I used to heat treat metal parts for a company. We would put 100s of small parts in each basket. We would grab a handful of them after the process, and Rockwell test them. Most of the parts would be with the range. I would just for kicks test double the amount I was supposed to. Bam I would get some soft and some really hard. The process for mass production is not precision. On aircraft parts they all had to be exact, but mass produced stuff we did the hardness had a huge range.
I've seen this before, and it turned out to be over revving the engine.
I agree totally. To much Timing, To much spark plug gap, Bad Fuel, Over Reving is exactly how to Destroy an engine! My Dad did the same thing with his Chrysler 300 440 back in the day and had 3 spark plugs BENT!! Detonation is not your friend. So don't invite it in!
Water in the combustion chamber! Not enough to Hydro lock but enough to bend the spark plug ground strap on the compression stroke
The only thing I can think of is that the piston might have touched the plug. Does it need to be indexed? IDK what your clearances are.
That was my thought. IF the plug was indexed straight at the bottom, it is really close to the top of the piston. I don't know what pistons he used, but if they are dome pistons that would be my guess.
Tony, when we ran our cars we always had a set of warm-up plugs and a set of running plugs (hot and cold ranges). We also always indexed the plugs for each cylinder. Had one event where a flooded cylinder closed the gap on the compression stroke right after startup.
Could have been a allot of things that may caused that situation. You could have sucked in a bug. Just a guess. Possibly a piece of rubber thrown up by one of the front tires during the beginning of your second run before the engine reached its max rpm. During the ingestion it bounced around in the cylinder contacting the plug ground electrode thus closing down the gap but not completely closing it. It being fairly soft it shouldn't do any damage to the plug, valves, piston, cylinder and head. By the time you reached your shifting rpm it had burned away (at least what was left of it and causing the misfire heard and felt) and was pushed out the exhaust, not leaving any witness/impact marks (if there were any marks they would be covered up by the carbon fouling)while you still had half a track to run. Causing the plug not fire properly and the carbon fouling to occur. All that can just happen in a fraction of a second. Again just a guess.

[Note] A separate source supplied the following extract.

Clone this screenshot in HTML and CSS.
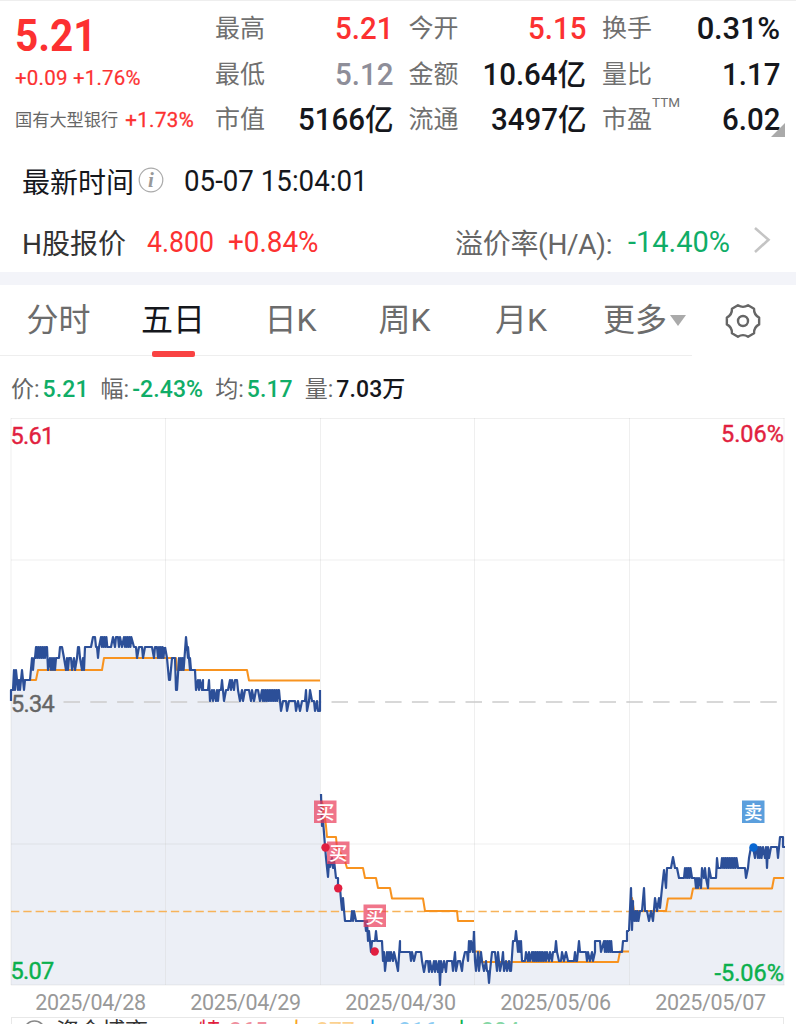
FILE: index.html
```html
<!DOCTYPE html>
<html lang="zh-CN">
<head>
<meta charset="utf-8">
<title>行情</title>
<link rel="stylesheet" href="styles.css">
</head>
<body>
<header class="quote">
  <div class="price-block">
    <div class="price">5.21</div>
    <div class="change">+0.09 +1.76%</div>
    <div class="sector">国有大型银行 <span class="sector-change">+1.73%</span></div>
  </div>
  <dl class="stats">
    <div class="stat"><dt>最高</dt><dd class="up">5.21</dd></div>
    <div class="stat"><dt>今开</dt><dd class="up">5.15</dd></div>
    <div class="stat"><dt>换手</dt><dd class="wide">0.31%</dd></div>
    <div class="stat"><dt>最低</dt><dd class="flat">5.12</dd></div>
    <div class="stat"><dt>金额</dt><dd>10.64<i>亿</i></dd></div>
    <div class="stat"><dt>量比</dt><dd>1.17</dd></div>
    <div class="stat"><dt>市值</dt><dd>5166<i>亿</i></dd></div>
    <div class="stat"><dt>流通</dt><dd>3497<i>亿</i></dd></div>
    <div class="stat"><dt>市盈<sup>TTM</sup></dt><dd>6.02</dd></div>
  </dl>
  <span class="corner"></span>
</header>

<section class="row time-row">
  <span class="time-label">最新时间</span>
  <svg class="info" viewBox="0 0 26 26"><circle cx="13" cy="13" r="11.8"/><text x="13" y="20">i</text></svg>
  <span class="time-value">05-07 15:04:01</span>
</section>
<section class="row h-row">
  <span class="h-label">H股报价</span>
  <span class="h-price">4.800</span>
  <span class="h-change">+0.84%</span>
  <span class="premium-label">溢价率(H/A):</span>
  <span class="premium">-14.40%</span>
  <svg class="chevron" viewBox="0 0 18 28"><path d="M2 2 15.500 13.800 2 26"/></svg>
</section>
<div class="band"></div>

<nav class="tabs">
  <div class="tab-list">
    <span class="tab">分时</span>
    <span class="tab active">五日</span>
    <span class="tab">日K</span>
    <span class="tab">周K</span>
    <span class="tab">月K</span>
    <span class="tab more">更多<b class="caret"></b></span>
  </div>
  <svg class="gear" viewBox="-18 -18 36 36"><path d="M16.140-3.430V3.430Q10.800 6.250 11.040 12.260L5.100 15.690Q0 12.500-5.100 15.690L-11.040 12.260Q-10.800 6.250-16.140 3.430V-3.430Q-10.800-6.250-11.040-12.260L-5.100-15.690Q0-12.500 5.100-15.690L11.040-12.260Q10.800-6.250 16.140-3.430Z"/><circle r="5"/></svg>
</nav>

<div class="legend">
  <span>价:<b class="down">5.21</b></span>
  <span>幅:<b class="down">-2.43%</b></span>
  <span>均:<b class="down">5.17</b></span>
  <span>量:<b>7.03万</b></span>
</div>

<svg class="chart" viewBox="0 412 796 576">
  <g id="areas" class="area"></g>
  <path class="grid" d="M11 418.500H784.500M11 560H784.500M11 844H784.500M11 985H784.500M11 418V985M165.500 418V985M320.500 418V985M474.500 418V985M629.500 418V985M784 418V985"/>
  <path class="mid" d="M63.500 702H784"/>
  <path class="prev" d="M11 911.500H784"/>
  <g id="averages" class="average"></g>
  <g id="prices" class="line"></g>
  <g class="buy">
    <rect x="314" y="800.500" width="22.500" height="22.500"/><text x="325.200" y="819">买</text>
    <rect x="327" y="841.500" width="22.500" height="22.500"/><text x="338.200" y="860">买</text>
    <rect x="363.500" y="904.500" width="22.500" height="22.500"/><text x="374.700" y="923">买</text>
    <circle cx="325.500" cy="847.500" r="4.200"/><circle cx="338.200" cy="888.300" r="4.200"/><circle cx="374.700" cy="951.500" r="4.200"/>
  </g>
  <g class="sell">
    <rect x="742" y="800.500" width="22.500" height="22.500"/><text x="753.200" y="819">卖</text>
    <circle cx="753.500" cy="847.500" r="4.200"/>
  </g>
  <g class="axis">
    <text class="high" x="10.500" y="444">5.61</text>
    <text class="high end" x="784" y="442">5.06%</text>
    <text class="middle" x="11" y="712">5.34</text>
    <text class="low" x="10.500" y="979">5.07</text>
    <text class="low end" x="784" y="981">-5.06%</text>
  </g>
</svg>
<div class="dates"><span>2025/04/28</span><span>2025/04/29</span><span>2025/04/30</span><span>2025/05/06</span><span>2025/05/07</span></div>

<section class="funds">
  <svg class="funds-icon" viewBox="0 0 22 22"><circle cx="11" cy="11" r="10"/></svg>
  <span class="funds-title">资金博弈</span>
  <span class="fund f1">特<em>265</em></span>
  <span class="fund f2">大<em>277</em></span>
  <span class="fund f3">中<em>-316</em></span>
  <span class="fund f4">小<em>204</em></span>
</section>
<script src="chart.js"></script>
</body>
</html>
```
FILE: styles.css
```css
* { box-sizing: border-box; }
body {
  margin: 0;
  width: 796px;
  height: 1024px;
  overflow: hidden;
  background: #fff;
  color: #15171c;
  font-family: Roboto, "Noto Sans CJK SC", sans-serif;
  white-space: nowrap;
}
svg { display: block; flex: none; }

.quote {
  position: relative;
  display: flex;
  height: 150px;
  border-top: 1px solid #eee;
  padding: 4px 16px 0 15px;
}
.price-block { width: 200px; color: #fc3131; }
.price { height: 59px; line-height: 62px; font-size: 45px; font-weight: 700; transform: scaleX(.9); transform-origin: left; }
.change { height: 29px; line-height: 28px; font-size: 20.5px; letter-spacing: .2px; -webkit-text-stroke: .2px; }
.sector { height: 50px; line-height: 54px; font-size: 17.200px; color: #666; display: flex; gap: 7px; }
.sector-change { font-size: 20.500px; letter-spacing: .4px; color: #fc3131; -webkit-text-stroke: .3px; }

.stats {
  flex: 1;
  margin: 0;
  display: grid;
  grid-template-columns: 178px 178px 178px;
  grid-template-rows: 46px 45px 44px;
  column-gap: 15.500px;
}
.stat { display: flex; justify-content: space-between; line-height: 48px; }
dt { font-size: 25px; color: #707070; }
dt sup { font-size: 13.500px; line-height: 0; vertical-align: 21px; }
dd { margin: 0; font-size: 31px; font-weight: 500; transform: scaleX(.95); transform-origin: right; }
dd i { font-style: normal; font-size: 30px; }
dd.wide { transform: none; letter-spacing: -.2px; }
dd.up { color: #fc3131; }
dd.flat { color: #8e8e99; }
.corner {
  position: absolute;
  right: 11px;
  top: 122px;
  border-left: 14px solid transparent;
  border-bottom: 14px solid #aaa;
}

.row { display: flex; align-items: center; height: 61px; padding-left: 22px; }
.time-label { font-size: 28px; }
.info { width: 26px; height: 26px; margin: -2px 20px 0 4px; fill: none; stroke: #aaa; stroke-width: 1.200; }
.info text { font: italic 700 21px "Liberation Serif", serif; fill: #999; stroke: none; text-anchor: middle; }
.time-value { font-size: 29px; transform: scaleX(.955); transform-origin: left; }
.h-label { width: 125px; font-size: 28px; color: #333; }
.h-price, .h-change { font-size: 29px; color: #fc3131; transform-origin: left; }
.h-price { width: 81px; transform: scaleX(.92); }
.h-change { width: 227px; transform: scaleX(.96); }
.premium-label { width: 173px; font-size: 28px; letter-spacing: -.3px; color: #666; }
.premium { width: 125px; font-size: 29px; color: #10ad67; }
.chevron { width: 18px; height: 28px; margin-top: -3px; fill: none; stroke: #c4c4c4; stroke-width: 2.600; }
.band { height: 13px; background: #f3f4f9; }

.tabs { display: flex; height: 71px; }
.tab-list { display: grid; grid-template-columns: 117px 112px 123px 105px 128px 107px; width: 692px; border-bottom: 1px solid #eee; }
.tab { position: relative; font-size: 32px; line-height: 71px; color: #6c6c6c; text-align: center; }
.active { color: #15171c; }
.active::after { content: ""; position: absolute; left: 35px; bottom: -1px; width: 43px; height: 6.500px; border-radius: 2px; background: #f94343; }
.more { display: flex; align-items: center; gap: 3px; padding-left: 18px; }
.caret { border: 8.500px solid transparent; border-top: 11px solid #aaa; border-bottom: 0; }
.gear { width: 36px; height: 36px; margin: 18px 0 0 33px; fill: none; stroke: #666; stroke-width: 2.400; stroke-linejoin: round; }

.legend { display: flex; height: 56px; line-height: 68px; padding-left: 11px; gap: 12px; font-size: 23px; color: #666; }
.legend b { margin-left: 3px; font-weight: 500; letter-spacing: .1px; color: #15171c; }
.legend .down { color: #10ad67; }

.chart { width: 796px; height: 576px; }
.grid { fill: none; stroke: #9996; stroke-width: 1; opacity: .4; }
.mid { stroke: #ccc; stroke-width: 1.500; stroke-dasharray: 16.500 10.300; }
.prev { stroke: #f7b35a; stroke-width: 1.500; stroke-dasharray: 8.300 4; }
.area { fill: #eceff6; }
.line, .average { fill: none; stroke-width: 2; stroke-linejoin: round; }
.line { stroke: #2c4f98; stroke-width: 2.200; }
.average { stroke: #f8931f; }
.buy rect { fill: #e93a58; opacity: .7; }
.buy circle { fill: #e11f40; }
.sell rect { fill: #5b9fdd; }
.sell circle { fill: #0967d2; }
.buy text, .sell text { font-size: 18.500px; font-weight: 500; fill: #fff; text-anchor: middle; }
.axis text { font-size: 23.500px; letter-spacing: -.7px; stroke-width: .4px; }
.axis .end { text-anchor: end; letter-spacing: 0; }
.axis .high { fill: #e11f40; stroke: #e11f40; }
.axis .middle { fill: #666; stroke: #666; }
.axis .low { fill: #0bb04d; stroke: #0bb04d; }

.dates { display: grid; grid-template-columns: repeat(5, 155px); height: 29px; padding-left: 13px; line-height: 30px; font-size: 21.500px; letter-spacing: -.4px; color: #999; text-align: center; }
.funds { display: grid; grid-template-columns: 33px 142px 87px 76px 89px 80px; margin: 0 12px 0 11px; border: 1px solid #e8e8e8; padding: 2px 0 0 11px; height: 36px; font-size: 23px; line-height: 23px; }
.funds-icon { width: 23px; height: 23px; fill: none; stroke: #888; stroke-width: 1.500; }
.funds-title { color: #333; }
.fund em { font-style: normal; margin-left: 8px; opacity: .5; }
.f1 { color: #e11f40; }
.f2 { color: #f8a51f; }
.f3 { color: #1a9ae8; }
.f4 { color: #0bb04d; }
```
FILE: chart.js
```js
// Each session is a list of "x,y" points; "x0~x1,a,b" swings between a and b.
const sessions = [
  "11,701 11,690 13,690 14,670 15,690 16,670 18,690 19,680 20,690 22,670 24,690 25,680 30,680 32,658 33,670 34,658 35,658 36,647 36~46,658,647 47,647 48,670 50,658 51,670 52,658 53,670 54,658 55,670 56,658 59,658 60,647 62,647 64,658 66,670 67,658 68,670 69,658 71,658 72,670 74,658 75,670 77,658 78,647 79,647 80,658 82,670 83,658 84,670 85,647 91,647 93,637 95,637 96,647 97,647 98,658 99,647 101~108,637,647 109,647 111,647 113,637 115,647 116,637 118,637 119,647 120,637 122,647 124,637 125~132,647,637 134,647 136,647 137,658 139,647 142,647 143,658 145,647 152,647 154,658 155,647 157,647 158,658 159~165,647,658",
  "165,647 167,658 169,680 170,680 172,658 175,658 176,690 177,690 179,658 180~184,670,658 186,637 188,658 188,647 190,670 190,658 191,670 195,670 196,690 198,680 199,690 200,680 202,690 203,680 203,690 208,690 209,680 210,701 212,690 213,701 214,690 216,701 217,690 218,701 219,690 221,690 222,680 224,701 226,690 228,690 230,680 231,690 232,680 234,690 235,680 237,680 238,690 240,701 242,690 243,701 245,690 249,690 251,701 252,690 254,701 256,690 258,690 260,701 262~279,690,701 279,690 280,701 281,711 283,701 286,701 287,711 289,701 295,701 296,711 298,701 300,711 302,701 305,701 306,690 307,711 309,701 310,690 312,701 314,701 315,711 317,701 318,711 320,711 320,690",
  "321,794 322,826 323,820 325,846 326,858 328,877 329,862 330,867 332,858 333,868 334,860 336,878 338,878 338,888 340,888 341,900 342,910 343,898 344,910 345,921 351,921 352,911 353,921 354,911 356,921 365,921 366,931 367,921 368,941 369,931 371,952 372,941 375,941 376,931 377,941 382,941 383,961 384,952 385,971 387,952 388,961 389,952 390,961 391,952 393,961 394,952 396,961 398,971 400,941 400,952 410,952 411,961 412,952 414,961 416,952 421,952 422,961 424,972 426,961 428,961 429,972 430,961 432,972 434,961 435,972 436,961 438,972 439,961 440,985 441,961 442,972 444,961 446,972 447,961 452,961 453,971 455,952 456,971 458,961 460,961 462,971 463,961 465,952 467,952 468,961 469,941 470,952 471,941 473,952 474,931",
  "474,931 475,961 476,971 478,952 479,971 481,952 482,961 484,971 486,961 487,971 488,971 489,983 490,971 492,952 495,952 497,971 498,952 500,971 502,961 503,952 504,971 506,961 507,971 509,961 510,971 511,971 513,941 515,941 516,931 517,941 518,952 519,941 520,952 521,941 522,961 525,961 526,952 528,961 529,952 530,961 532~544,952,961 545,952 546,961 547,952 549,961 550,952 552,961 553,952 555,952 556,941 557,952 559,961 561,961 562,952 564,961 566,952 568,961 574,961 575,952 576,961 577,961 579,941 580,952 586,952 587,961 588,952 590,961 592,952 593,961 595,952 595,941 600,941 601,952 604~612,941,952 612,952 622,952 623,941 627,941 627,931 629,931",
  "629,931 631,888 632,930 633,901 633~639,921,911 640,911 642,911 644,888 645,911 647,911 649,921 651,911 653,921 655,898 657,911 659,898 660,908 662,888 664,870 666,888 667,868 671,868 673,857 675,868 677,868 679,878 684,878 685,868 686~691,878,868 692,878 695,878 696,888 697,878 698,888 699,878 701,888 702,868 704,878 705,868 706,878 708,888 709,868 711,878 716,878 717,858 718,868 721,868 722,858 723~737,868,858 738,868 745,868 746,878 748,868 749,858 751,847 753,847 755,858 756,847 757~762,847,858 763,847 765,858 766,847 767,868 768,847 769,858 771,847 773,847 777,847 778,858 780,837 783,837 783,847 785,847"
];
const averages = [
  "11,690 14,690 15,680 36,680 38,670 102,670 104,658 165,658",
  "165,658 176,658 177,670 247,670 249,680.5 320,680.5",
  "321,800 323,805 326,826 327,837 336,837 337,848 344,858 347,868 363,868 365,878 376,878 378,888 390,888 392,898.5 423,898.5 425,911 457,911 458,921 474,921",
  "475,951.5 480,951.5 482,962 618,962 620,951.5 629,951.5",
  "631,898 632,898 634,911 666,911 668,898.5 691,898.5 693,888.5 772,888.5 774,878 784,878"
];
function expand(text) {
  return text.split(" ").map(part => {
    if (!part.includes("~")) return part;
    const [range, a, b] = part.split(",");
    const [from, to] = range.split("~").map(Number);
    const points = [];
    for (let x = from, i = 0; x <= to; x += 0.9, i++) points.push(x.toFixed(1) + "," + (i % 2 ? b : a));
    return points.join(" ");
  }).join(" ");
}
function draw(id, d) {
  const path = document.createElementNS("http://www.w3.org/2000/svg", "path");
  path.setAttribute("d", d);
  document.getElementById(id).append(path);
}
const edges = [11, 165.5, 320.5, 474.5, 629.5, 784];
sessions.forEach((session, i) => {
  const points = expand(session);
  draw("prices", "M" + points);
  draw("areas", `M${edges[i]},985 L${points} L${edges[i + 1]},985Z`);
});
averages.forEach(points => draw("averages", "M" + points));
```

Agree, chunk of rubber, cigarette butt etc. No inner fenders, don't recall seeing screens on the velocity stacks. Lots of air gets under the front of that thing. On the 1st run in the previous video there is a piece of debris in the center of the lane in front of the car that gets picked up as the car goes over it. Down track he gets out of the groove & moves toward the center line, may have picked up something there.
Going back and watching the other video at the track, looked like blue smoke coming from the passenger side. I’m not sure if it was just my eyes but that’s #2 side . Keep up the strong work uncle Tony
Although it looks like the ground strap has bent to the center... i suppose something soft could do that... piece of silicone/rtv from the tunnel ram possibly? Ive also seen improperly bonded or cracked center electrodes shift and fall out towards the ground. This would also explain the misfiring... my bet is just something soft being digested though.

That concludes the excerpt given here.